→ What is being asked
Find the lines of data that contain the string "components", then list them.
== Dataset content ==
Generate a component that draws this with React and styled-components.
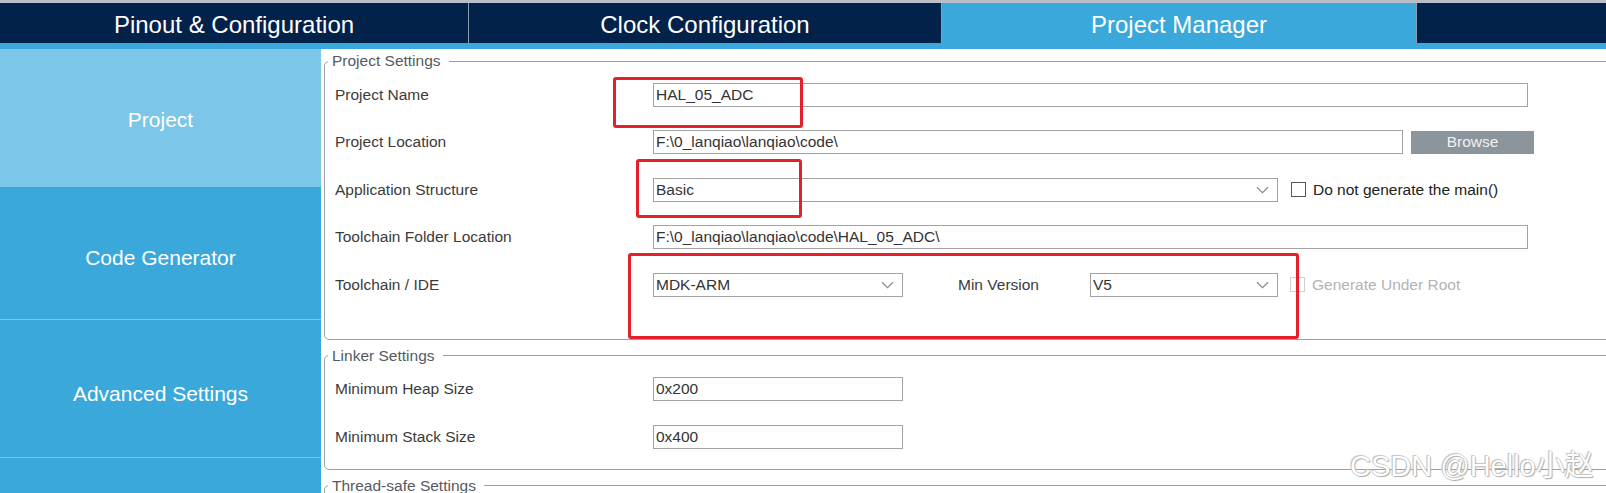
import styled, { createGlobalStyle } from "styled-components";

const GlobalStyle = createGlobalStyle`
  html, body {
    margin: 0;
    padding: 0;
    background: #ffffff;
  }
  body {
    font-family: "Liberation Sans", Arial, sans-serif;
  }
`;

const tabs = [
  { title: "Pinout & Configuration", width: 469 },
  { title: "Clock Configuration", width: 473 },
  { title: "Project Manager", width: 475, active: true },
  { title: "", width: 0 },
];

const navItems = [
  { title: "Project", height: 138, pad: 4, active: true },
  { title: "Code Generator", height: 133, pad: 10 },
  { title: "Advanced Settings", height: 138, pad: 10 },
  { title: "", height: 60, pad: 0 },
];

const Chevron = () => (
  <svg width="13" height="8" viewBox="0 0 13 8">
    <path d="M1 1.2 L6.5 6.6 L12 1.2" fill="none" stroke="#8a8a8a" strokeWidth="1.2" />
  </svg>
);

const App = () => {
  return (
    <Page>
      <GlobalStyle />
      <TabBar>
        {tabs.map((t, i) => (
          <Tab key={i} $width={t.width} $active={t.active}>
            {t.title}
          </Tab>
        ))}
      </TabBar>
      <Strip />
      <Body>
        <Sidebar>
          {navItems.map((n, i) => (
            <NavItem key={i} $height={n.height} $pad={n.pad} $active={n.active}>
              {n.title}
            </NavItem>
          ))}
        </Sidebar>
        <Main>
          <Group $bottom={30}>
            <Legend>Project Settings</Legend>
            <Row>
              <Label>Project Name</Label>
              <Field $width={875}>HAL_05_ADC</Field>
            </Row>
            <Row>
              <Label>Project Location</Label>
              <Field $width={750}>F:\0_lanqiao\lanqiao\code\</Field>
              <BrowseBtn>Browse</BrowseBtn>
            </Row>
            <Row>
              <Label>Application Structure</Label>
              <Field $width={625}>
                Basic
                <Chevron />
              </Field>
              <Check $gap={13} />
              <CheckLabel>Do not generate the main()</CheckLabel>
            </Row>
            <Row>
              <Label>Toolchain Folder Location</Label>
              <Field $width={875}>F:\0_lanqiao\lanqiao\code\HAL_05_ADC\</Field>
            </Row>
            <Row>
              <Label>Toolchain / IDE</Label>
              <Field $width={250}>
                MDK-ARM
                <Chevron />
              </Field>
              <MinLabel>Min Version</MinLabel>
              <Field $width={188}>
                V5
                <Chevron />
              </Field>
              <Check $gap={12} $disabled />
              <CheckLabel $disabled>Generate Under Root</CheckLabel>
            </Row>
          </Group>

          <Group $top={7} $bottom={8}>
            <Legend>Linker Settings</Legend>
            <Row>
              <Label>Minimum Heap Size</Label>
              <Field $width={250}>0x200</Field>
            </Row>
            <Row>
              <Label>Minimum Stack Size</Label>
              <Field $width={250}>0x400</Field>
            </Row>
          </Group>

          <Group $top={7} $bottom={40}>
            <Legend>Thread-safe Settings</Legend>
          </Group>
        </Main>
      </Body>

      <Mark $x={613} $y={77} $w={190} $h={51} />
      <Mark $x={636} $y={159} $w={166} $h={59} />
      <Mark $x={628} $y={253} $w={671} $h={86} />

      <Watermark>CSDN @Hello小赵</Watermark>
    </Page>
  );
};

const Page = styled.div`
  position: relative;
  width: 1606px;
  height: 493px;
  overflow: hidden;
  font-family: "Liberation Sans", Arial, "Noto Sans CJK SC", sans-serif;
`;

const TabBar = styled.div`
  display: flex;
  height: 40px;
  border-top: 3px solid #b9bec6;
  background-color: #03224a;
`;

const Tab = styled.div`
  flex: ${(p) => (p.$width ? `0 0 ${p.$width}px` : "1")};
  display: flex;
  align-items: center;
  justify-content: center;
  box-sizing: border-box;
  padding-top: 3px;
  border-right: 1px solid #8d9db3;
  background-color: ${(p) => (p.$active ? "#3aa8db" : "transparent")};
  color: #ffffff;
  font-size: 24px;
  &:last-child {
    border-right: none;
  }
`;

const Strip = styled.div`
  height: 6px;
  background-color: #3aa8db;
`;

const Body = styled.div`
  display: flex;
  height: 444px;
`;

const Sidebar = styled.div`
  width: 321px;
  flex-shrink: 0;
  display: flex;
  flex-direction: column;
  background-color: #3aa8db;
`;

const NavItem = styled.div`
  height: ${(p) => p.$height}px;
  flex-shrink: 0;
  box-sizing: border-box;
  display: flex;
  align-items: center;
  justify-content: center;
  padding-top: ${(p) => p.$pad}px;
  border-bottom: 1px solid #7fc4e6;
  background-color: ${(p) => (p.$active ? "#7cc6e9" : "#3aa8db")};
  color: #ffffff;
  font-size: 21px;
  &:first-child {
    border-bottom: none;
  }
`;

const Main = styled.div`
  flex: 1;
  min-width: 0;
  padding: 3px 0 0 3px;
  overflow: hidden;
  display: flex;
  flex-direction: column;
`;

const Group = styled.fieldset`
  margin: ${(p) => p.$top || 0}px -20px 0 0;
  padding: 1px 0 ${(p) => p.$bottom}px 10px;
  min-width: 0;
  border: 1px solid #98a0aa;
  border-radius: 5px;
  flex-shrink: 0;
`;

const Legend = styled.legend`
  margin-left: -7px;
  padding: 0 8px 0 4px;
  line-height: 18px;
  font-size: 15.5px;
  color: #555a60;
`;

const Row = styled.div`
  display: flex;
  align-items: center;
  height: 47.5px;
`;

const Label = styled.div`
  width: 318px;
  flex-shrink: 0;
  font-size: 15.5px;
  color: #3b3b3b;
`;

const Field = styled.div`
  width: ${(p) => p.$width}px;
  height: 24px;
  flex-shrink: 0;
  box-sizing: border-box;
  display: flex;
  align-items: center;
  justify-content: space-between;
  padding: 0 8px 0 2px;
  border: 1px solid #a3a3a3;
  font-size: 15.5px;
  color: #333333;
  white-space: nowrap;
`;

const BrowseBtn = styled.div`
  width: 123px;
  height: 23px;
  margin-left: 8px;
  display: flex;
  align-items: center;
  justify-content: center;
  background-color: #8c949c;
  color: #f2f2f2;
  font-size: 15.5px;
`;

const Check = styled.div`
  width: 15px;
  height: 15px;
  flex-shrink: 0;
  box-sizing: border-box;
  margin-left: ${(p) => p.$gap}px;
  border: 1.5px solid ${(p) => (p.$disabled ? "#cfcfcf" : "#555555")};
`;

const CheckLabel = styled.div`
  margin-left: 7px;
  font-size: 15.5px;
  color: ${(p) => (p.$disabled ? "#b3b3b3" : "#222222")};
  white-space: nowrap;
`;

const MinLabel = styled.div`
  width: 132px;
  margin-left: 55px;
  flex-shrink: 0;
  font-size: 15.5px;
  color: #3b3b3b;
`;

const Mark = styled.div`
  position: absolute;
  left: ${(p) => p.$x}px;
  top: ${(p) => p.$y}px;
  width: ${(p) => p.$w}px;
  height: ${(p) => p.$h}px;
  box-sizing: border-box;
  border: 3.5px solid #e4202b;
  border-radius: 3px;
  pointer-events: none;
`;

const Watermark = styled.div`
  position: absolute;
  left: 1350px;
  top: 452px;
  font-size: 29px;
  line-height: 1;
  color: #ffffff;
  white-space: nowrap;
  text-shadow: 0 0 1px #9a9a9a, 1px 1px 1px #b0b0b0, -1px -1px 1px #c8c8c8;
  font-family: "Liberation Sans", Arial, "Noto Sans CJK SC", sans-serif;
`;

export default App;
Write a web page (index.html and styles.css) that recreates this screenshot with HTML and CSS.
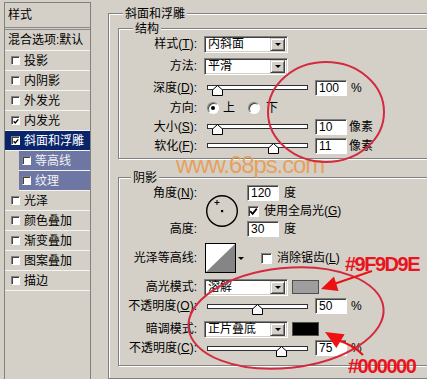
FILE: index.html
```html
<!DOCTYPE html>
<html lang="zh">
<head>
<meta charset="utf-8">
<title>图层样式</title>
<link rel="stylesheet" href="styles.css">
</head>
<body>
<div class="dialog">
  <aside class="style-list">
    <div class="list-head">样式</div>
    <div class="list-row blend">混合选项:默认</div>
    <div class="list-row"><span class="cb"></span>投影</div>
    <div class="list-row"><span class="cb"></span>内阴影</div>
    <div class="list-row"><span class="cb"></span>外发光</div>
    <div class="list-row"><span class="cb"><svg width="7" height="7" viewBox="0 0 7 7"><path d="M0.8 3.2L2.6 5.2L6.2 1" stroke="#000" stroke-width="1.5" fill="none"/></svg></span>内发光</div>
    <div class="list-row selected"><span class="cb"><svg width="7" height="7" viewBox="0 0 7 7"><path d="M0.8 3.2L2.6 5.2L6.2 1" stroke="#000" stroke-width="1.5" fill="none"/></svg></span>斜面和浮雕</div>
    <div class="list-row sub"><span class="cb"></span>等高线</div>
    <div class="list-row sub"><span class="cb"></span>纹理</div>
    <div class="list-row"><span class="cb"></span>光泽</div>
    <div class="list-row"><span class="cb"></span>颜色叠加</div>
    <div class="list-row"><span class="cb"></span>渐变叠加</div>
    <div class="list-row"><span class="cb"></span>图案叠加</div>
    <div class="list-row"><span class="cb"></span>描边</div>
  </aside>

  <main class="settings">
    <section class="group outer">
      <div class="group-title">斜面和浮雕</div>

      <section class="group structure">
        <div class="group-title">结构</div>
        <div class="row r22">
          <span class="label">样式(<u>T</u>):</span>
          <div class="select"><span class="value">内斜面</span><span class="drop"></span></div>
        </div>
        <div class="row r22">
          <span class="label">方法:</span>
          <div class="select"><span class="value">平滑</span><span class="drop"></span></div>
        </div>
        <div class="row r21">
          <span class="label">深度(<u>D</u>):</span>
          <div class="slider"><span class="thumb" style="left:10%"><svg width="11" height="11" viewBox="0 0 11 11"><path d="M0.5 10.5V5L5.5 0.5L10.5 5V10.5Z" fill="#fafafa" stroke="#000"/></svg></span></div>
          <span class="num">100</span><span class="unit">%</span>
        </div>
        <div class="row r19">
          <span class="label">方向:</span>
          <span class="radio on"></span><span class="radio-text">上</span>
          <span class="radio second"></span><span class="radio-text down">下</span>
        </div>
        <div class="row r19">
          <span class="label">大小(<u>S</u>):</span>
          <div class="slider"><span class="thumb" style="left:10%"><svg width="11" height="11" viewBox="0 0 11 11"><path d="M0.5 10.5V5L5.5 0.5L10.5 5V10.5Z" fill="#fafafa" stroke="#000"/></svg></span></div>
          <span class="num">10</span><span class="unit px">像素</span>
        </div>
        <div class="row r19">
          <span class="label">软化(<u>F</u>):</span>
          <div class="slider"><span class="thumb" style="left:67%"><svg width="11" height="11" viewBox="0 0 11 11"><path d="M0.5 10.5V5L5.5 0.5L10.5 5V10.5Z" fill="#fafafa" stroke="#000"/></svg></span></div>
          <span class="num">11</span><span class="unit px">像素</span>
        </div>
      </section>

      <section class="group shading">
        <div class="group-title">阴影</div>
        <div class="angle-grid">
          <span class="label a1">角度(<u>N</u>):</span>
          <svg class="dial" width="34" height="34" viewBox="0 0 34 34"><circle cx="17" cy="17" r="15.3" fill="none" stroke="#000" stroke-width="1.4"/><rect x="16" y="16" width="2.2" height="2.2" fill="#000"/><path d="M9.5 8.5h5M12 6v5" stroke="#000" stroke-width="1"/></svg>
          <span class="ctrl c1"><span class="num first">120</span><span class="unit deg">度</span></span>
          <span class="ctrl c2"><span class="check"><svg width="9" height="9" viewBox="0 0 9 9"><path d="M1.2 4.2L3.6 6.8L7.8 1.6" stroke="#000" stroke-width="1.8" fill="none"/></svg></span><span class="check-text">使用全局光(<u>G</u>)</span></span>
          <span class="label a3">高度:</span>
          <span class="ctrl c3"><span class="num first">30</span><span class="unit deg">度</span></span>
        </div>
        <div class="row contour-row">
          <span class="label">光泽等高线:</span>
          <span class="contour"><svg width="31" height="30" viewBox="0 0 31 30"><rect x="0.5" y="0.5" width="30" height="29" fill="#fff" stroke="#000"/><polygon points="1,29 30,1 30,29" fill="#858585"/></svg><span class="mini-drop"></span></span>
          <span class="check aa"></span><span class="check-text">消除锯齿(<u>L</u>)</span>
        </div>
        <div class="row r20 gap2">
          <span class="label">高光模式:</span>
          <div class="select"><span class="value">溶解</span><span class="drop"></span></div>
          <span class="swatch light"></span>
        </div>
        <div class="row r18">
          <span class="label">不透明度(<u>O</u>):</span>
          <div class="slider"><span class="thumb" style="left:50%"><svg width="11" height="11" viewBox="0 0 11 11"><path d="M0.5 10.5V5L5.5 0.5L10.5 5V10.5Z" fill="#fafafa" stroke="#000"/></svg></span></div>
          <span class="num">50</span><span class="unit">%</span>
        </div>
        <div class="row r20 gap4">
          <span class="label">暗调模式:</span>
          <div class="select"><span class="value">正片叠底</span><span class="drop"></span></div>
          <span class="swatch dark"></span>
        </div>
        <div class="row r18">
          <span class="label">不透明度(<u>C</u>):</span>
          <div class="slider"><span class="thumb" style="left:75%"><svg width="11" height="11" viewBox="0 0 11 11"><path d="M0.5 10.5V5L5.5 0.5L10.5 5V10.5Z" fill="#fafafa" stroke="#000"/></svg></span></div>
          <span class="num">75</span><span class="unit">%</span>
        </div>
      </section>
    </section>
  </main>
</div>

<div class="watermark">www.68ps.com</div>

<svg class="annot" width="427" height="379" viewBox="0 0 427 379">
  <ellipse cx="326" cy="112" rx="58" ry="50" fill="none" stroke="#d42a40" stroke-width="2"/>
  <ellipse cx="286" cy="318" rx="98" ry="50" transform="rotate(-6 286 318)" fill="none" stroke="#d42a40" stroke-width="2"/>
  <path d="M372 271L334 284" stroke="#ee1111" stroke-width="2" fill="none"/>
  <polygon points="321,289 338.5,291 334,276.5" fill="#ee1111"/>
  <path d="M363 355Q353 345 340 341" stroke="#ee1111" stroke-width="2" fill="none"/>
  <polygon points="325,332 344.6,334.3 336.4,348.1" fill="#ee1111"/>
</svg>
<div class="hex hex-gray">#9F9D9E</div>
<div class="hex hex-black">#000000</div>
</body>
</html>
```

FILE: styles.css
```css
* { box-sizing: border-box; }
html, body { margin: 0; padding: 0; }
body {
  width: 427px;
  height: 379px;
  overflow: hidden;
  position: relative;
  background: #d4d0c8;
  color: #000;
  font: 12px/14px "Liberation Sans", "Noto Sans CJK SC", sans-serif;
}
u { text-decoration: underline; }

.dialog { display: flex; align-items: flex-start; height: 379px; overflow: hidden; }

/* ---- left style list ---- */
.style-list {
  flex: none;
  width: 87px;
  height: 390px;
  margin: 2px 0 0 4px;
  border: 1px solid #808080;
}
.list-head {
  height: 27px;
  padding: 5px 0 0 3px;
  border-bottom: 3px double #8a8a8a;
}
.list-row {
  display: flex;
  align-items: center;
  gap: 4px;
  height: 20px;
  padding-left: 6px;
  border-bottom: 1px solid #f4f4f4;
  white-space: nowrap;
}
.list-row.blend { height: 21px; padding-left: 3px; }
.list-row.selected { background: #0a246a; color: #fff; }
.list-row.sub { margin-left: 14px; padding-left: 3px; background: #6e77a4; color: #f2f2f2; }
.cb {
  flex: none;
  width: 9px;
  height: 9px;
  background: #fff;
  border: 1px solid;
  border-color: #808080 #fff #fff #808080;
  box-shadow: inset 1px 1px #404040;
  display: flex;
  align-items: center;
  justify-content: center;
}
.cb svg { margin: 1px 0 0 1px; }

/* ---- right settings ---- */
.settings { flex: none; width: 330px; margin-left: 17px; }
.group {
  border: 1px solid #808080;
  box-shadow: inset 1px 1px #fff, 1px 1px #fff;
}
.group-title {
  width: fit-content;
  padding: 0 2px;
  margin-top: -7px;
  line-height: 14px;
  background: #d4d0c8;
}
.outer { margin-top: 13px; padding-bottom: 12px; }
.outer > .group-title { margin-left: 14px; }
.structure { margin: 7px 0 0 9px; padding-bottom: 3px; }
.structure > .group-title { margin-left: 14px; margin-bottom: -3px; }
.shading { margin: 18px 0 0 9px; padding-bottom: 8px; }
.shading > .group-title { margin-left: 12px; }

.row { display: flex; align-items: center; white-space: nowrap; }
.r22 { height: 22px; }
.r21 { height: 21px; }
.r20 { height: 20px; }
.r19 { height: 19px; }
.r18 { height: 18px; }
.gap2 { margin-top: 2px; }
.gap4 { margin-top: 4px; }

.label { flex: none; width: 78px; text-align: right; white-space: nowrap; }

.select {
  flex: none;
  margin-left: 7px;
  width: 84px;
  height: 17px;
  display: flex;
  align-items: center;
  padding: 2px 2px 2px 3px;
  background: #fff;
  border: 1px solid;
  border-color: #808080 #fff #fff #808080;
  box-shadow: inset 1px 1px #404040, inset -1px -1px #d4d0c8;
}
.select .value { flex: 1; }
.drop, .mini-drop {
  flex: none;
  display: flex;
  align-items: center;
  justify-content: center;
}
.drop {
  width: 15px;
  height: 13px;
  background: #d4d0c8;
  border: 1px solid;
  border-color: #d4d0c8 #404040 #404040 #d4d0c8;
  box-shadow: inset 1px 1px #fff, inset -1px -1px #808080;
}
.drop::after, .mini-drop::after {
  content: "";
  border-left: 3px solid transparent;
  border-right: 3px solid transparent;
  border-top: 3px solid #000;
}
.mini-drop { width: 10px; height: 30px; }

.slider {
  flex: none;
  position: relative;
  margin-left: 10px;
  width: 101px;
  height: 5px;
  border: 1px solid #303030;
  background: #fff;
}
.thumb {
  position: absolute;
  top: -1px;
  width: 11px;
  height: 11px;
  margin-left: -6px;
  display: block;
}
.thumb svg { display: block; }

.num {
  flex: none;
  margin-left: 7px;
  width: 32px;
  height: 16px;
  padding: 1px 0 0 3px;
  line-height: 13px;
  background: #fff;
  border: 1px solid;
  border-color: #808080 #fff #fff #808080;
  box-shadow: inset 1px 1px #404040;
}
.num.first { margin-left: 0; }
.unit { margin-left: 4px; }
.unit.px { margin-left: 2px; }
.unit.deg { margin-left: 5px; }

.radio {
  flex: none;
  position: relative;
  width: 12px;
  height: 12px;
  margin-left: 10px;
  border-radius: 50%;
  background: #fff;
  border: 1px solid;
  border-color: #808080 #fff #fff #808080;
  box-shadow: inset 1px 1px #404040;
}
.radio.on::after {
  content: "";
  position: absolute;
  left: 3px;
  top: 3px;
  width: 4px;
  height: 4px;
  border-radius: 50%;
  background: #000;
}
.radio.second { margin-left: 13px; }
.radio-text { margin-left: 4px; }
.radio-text.down { margin-left: 6px; }

.check {
  flex: none;
  width: 11px;
  height: 11px;
  background: #fff;
  border: 1px solid;
  border-color: #808080 #fff #fff #808080;
  box-shadow: inset 1px 1px #404040;
  display: flex;
  align-items: center;
  justify-content: center;
}
.check-text { margin-left: 5px; }
.check.aa { margin-left: 15px; }

.angle-grid {
  display: grid;
  grid-template-columns: 78px 34px auto;
  grid-template-rows: 16px 20px 16px;
  column-gap: 8px;
  align-items: center;
}
.a1 { grid-column: 1; grid-row: 1; }
.a3 { grid-column: 1; grid-row: 3; }
.dial { grid-column: 2; grid-row: 1 / 4; display: block; }
.ctrl { grid-column: 3; display: flex; align-items: center; white-space: nowrap; }
.c1 { grid-row: 1; }
.c2 { grid-row: 2; padding-left: 1px; }
.c3 { grid-row: 3; }

.contour-row { height: 34px; margin-top: 4px; }
.contour { flex: none; margin-left: 8px; display: flex; align-items: center; }
.contour svg { display: block; }

.swatch {
  flex: none;
  margin-left: 4px;
  width: 27px;
  height: 14px;
  border: 1px solid #505050;
}
.swatch.light { background: #9f9d9e; }
.swatch.dark { background: #000; }

/* ---- overlays ---- */
.watermark {
  position: absolute;
  left: 176px;
  top: 152px;
  font: 24px/26px "Liberation Sans", sans-serif;
  letter-spacing: -1.1px;
  color: rgba(234, 152, 72, 0.85);
  pointer-events: none;
}
.annot {
  position: absolute;
  left: 0;
  top: 0;
  pointer-events: none;
}
.hex {
  position: absolute;
  font: bold 20px/20px "Liberation Sans", sans-serif;
  letter-spacing: -1.5px;
  color: #e8141e;
  white-space: nowrap;
}
.hex-gray { left: 345px; top: 254px; }
.hex-black { left: 348px; top: 356px; }
```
===
→ Solution for this exercise
Generate a component that draws this with React and styled-components.
import styled, { createGlobalStyle } from "styled-components";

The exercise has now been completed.